Bald darauf, am 18 Dezember 1867 stirbt Heinrich M. im städtischen Krankenhaus von Odessa, welches vom preußischen Konsul für Behandlung und Beerdigung 25 Rubel und 75 Kopeken verlangt.



[1] Siegfried Augustin unter Mitwirkung von Friedrich Schegk:
Heinrich (Henry) Möllhausen. Offizier, Architekt und Auswanderungsagent.
in:
Americana. Zeitschrift für Amerikanistik. 10.Jg., Heft 2.- Braunschweig: Corral. 1990
und
Siegfried Augustin:
Heinrich (Henry) Möllhausen, in:
Lexikon der Reise- und Abenteuerliteratur.
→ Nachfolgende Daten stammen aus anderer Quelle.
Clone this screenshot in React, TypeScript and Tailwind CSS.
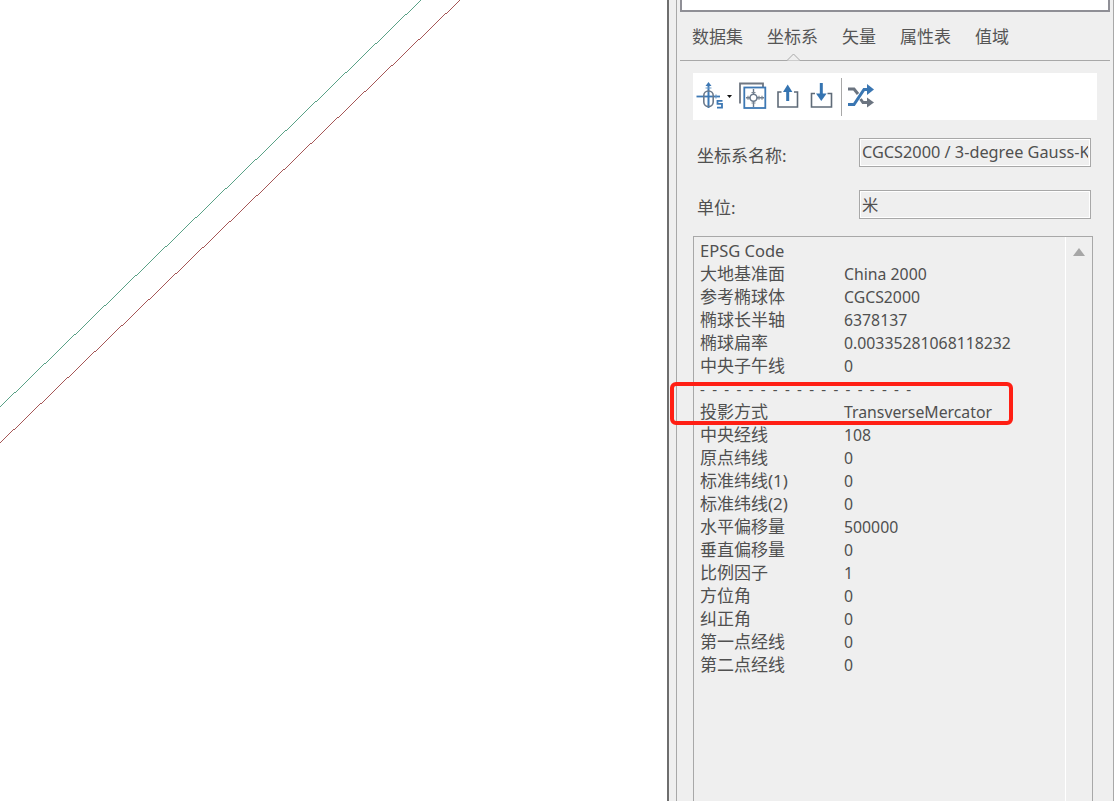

Herausgegeben von Friedrich Schegk.- Meitingen: Corian-Verlag. Heinrich Wimmer. 23.Erg.-Lief., 1994

[2] Andreas Graf:
Der Tod der Wölfe. Das abenteuerliche und das bürgerliche Leben des Romanschriftstellers und Amerikareisenden Balduin Möllhausen (1825-1905). Mit zahlreichen Abbildungen und einem Dokumenten- und Briefanhang.- Berlin: Duncker + Humblot. 1991.
Seite 22

[3] Man könnte denken, Balduin Möllhausen hätte bei dem, im 1864 erschienenen Roman DAS MORMONENMÄDCHEN enthaltenen Motiv der verkrachten preußischen Offiziere, die für die Mormonen eine Artillerietruppe aufbauen sollen, seinen Vater im Sinn gehabt. Das würde allerdings Kontakte zwischen Vater und Sohn vor der Abreise von Balduin M. (1849) voraussetzen.

[4] Andreas Graf:
Seite 214

[5] Robert S. Brantley, New Orleans:
Bisher unveröffentlichte Biographie von Henry Howard

[6] H.(enry) Moellhausen:
Die in Texas und Virginien gelegenen, der Londoner allgemeinen Auswanderungs- und Colonisationsgesellschaft gehörigen Ländereien, beschrieben und den deutschen Auswanderern empfohlen durch H.Moellhausen, vormaligen Major der Artillerie der Republik Texas. Selbstverlag. Für den Buchhandel zu beziehen durch F.Schneider & Comp. in Berlin. 1850.